# Went up to my cabin



## carver (Jan 8, 2014)

To check for broken pipes and decided to ride around a little, it was sure cold up there.
















Dennis I caught those turkeys in that field on the way up this morning that we saw last week.


----------



## wvdawg (Jan 8, 2014)

Love that old house in the woods!  Those birds at the bridge or up in the field?  Good shots Jerry!


----------



## carver (Jan 8, 2014)

They were in that field at the bridge Dennis, I saw another group of turkeys at the old house that had about 20 birds in it,but they didn't hang around long when I pulled over.


----------



## Crickett (Jan 8, 2014)

Cool!


----------



## Lee Woodie (Jan 8, 2014)

Nice shots Jerry and a neat looking old house.


----------



## Hoss (Jan 9, 2014)

I'd say cool, but it actually looks to cold.  Fine shots.  Bet those turkeys were cold.

Hoss


----------



## dotties cutter (Jan 9, 2014)

Great picture of the old house but if that is your cabin, don't worry about the broken pipes.


----------



## carver (Jan 9, 2014)

dotties cutter said:


> Great picture of the old house but if that is your cabin, don't worry about the broken pipes.



 If I lived there broken pipes would be the least of my problems.
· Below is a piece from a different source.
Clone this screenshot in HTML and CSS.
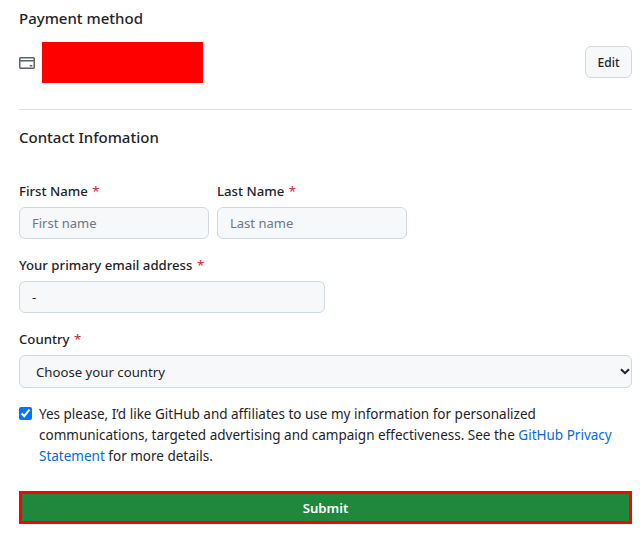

LOL


----------



## rip18 (Jan 12, 2014)

Brrrrrrrr - but some neat shots!


----------



## Kawaliga (Jan 18, 2014)

What's the history of that cabin, if it's known? Too bad that can't be preserved. What stories it could tell.


----------



## carver (Jan 18, 2014)

I don't know the history of the old house, but  I agree its too bad it can't be preserved. I see old abandoned houses all over the mountains, this area was settled in 1834 and has a very rich history (Fannin county,Ga.).Here's an old cabin chimney found in the national forest.Now if this could talk!


----------



## carver (Jan 18, 2014)

Here's another old cabin that was saved,it was in bad shape at one time too.


----------



## grandpawrichard (Jan 19, 2014)

I love the whole series! Especially the ones of the old cabin!

Dick


----------



## BornNRaised (Jan 19, 2014)

Nice!

would love to have an old cabin like that to fix up!!


----------



## carver (Jan 19, 2014)

dotties cutter said:


> Great picture of the old house but if that is your cabin, don't worry about the broken pipes.



Here's my cabin


----------



## kmaxwell3 (Jan 19, 2014)

Nice!!!


----------